Fairbanks Summer Arts Festival
Fairbanks, June 13-27
The Interior’s long-established “summer arts camp for adults” offers courses in everything from accordions to woodwinds, Polynesian dance to tango, Irish drumming to meditation, creative writing to cabaret and tai chi to Thai cuisine. Concerts during the session include a Gospel finale, an orchestral and choral concert led by Robert Franz of the Houston Symphony, a Beatles tribute, steel drumming and world dance extravaganzas.
The Sitka Symposium
Sitka, July 18-25
After a hiatus of five years, this cerebral affirmation of the power of stories and the written word resumes — just in time for its 30th anniversary. Guest faculty will include Alan Weisman, Winona LaDuke and Molly Sturges. Readings, talks and insightful group discussions will consider how creative individuals can transform their communities. Each day begins with a panel or talk at breakfast, followed by group events and space for participants to write down their thoughts.
Jazz at the Cove
Halibut Cove, July 26-27
The Dan Mac Band returns to the hamlet across from Homer with a series of programs played from a floating stage. Jazz pianist Dan MacElrath will be joined by trumpeter Brad Shermock of the Doc Severenson Big Band and extraordinary Alaska vocalist John “Pypes” Teamer, along with drummer Cameron Cartland, saxophonist Nelson Felix Jr. and Dirk Westfall on bass. Executive Chef Maura Brenin does the culinary honors. Proceeds benefit the Homer Foundation.
Ninilchik, Aug. 1-3
In just four years, this outdoor roots-rock/bluegrass/folk fusion festival has grown into one of the best-attended summer celebrations in the state. This year’s lineup will feature Grammy winner Lucinda Williams and include Tim Easton and Hard Working Americans among the 50 bands set to play on four stages. A free shuttle service takes participants from nearby campgrounds to the Kenai Peninsula Fairgrounds.
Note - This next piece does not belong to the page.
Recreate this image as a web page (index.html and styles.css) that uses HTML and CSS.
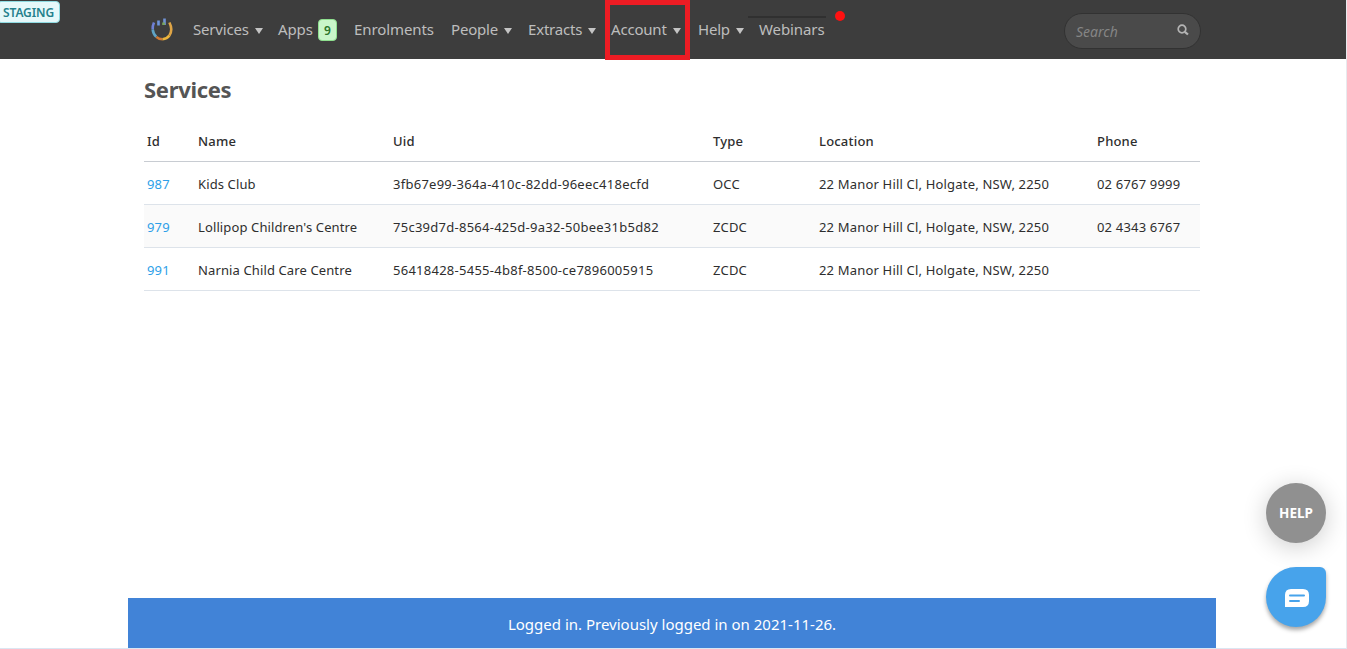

It’s sponsored by the Renewable Resources Foundation, and you can expect to hear save-the-planet pitches along with the music — sort of a camp meeting revival with real camping and plenty of Alaska beer served in recyclable cups. “Early-bird” tickets purchased by May 31 will save you about $30 on daily and multi-day prices at the gate.
Home Skillet Festival
Sitka, Aug. 8-9
This will be the ninth year for the most cutting-edge festival in the state. Independent and eclectic music acts will perform at the Sea Mountain Golf Course — not on the green but in an indoor venue. Bands include Hightek Lowlives, Budo Vox, Mod and local performers associated with Sitka’s own Home Skillet Records.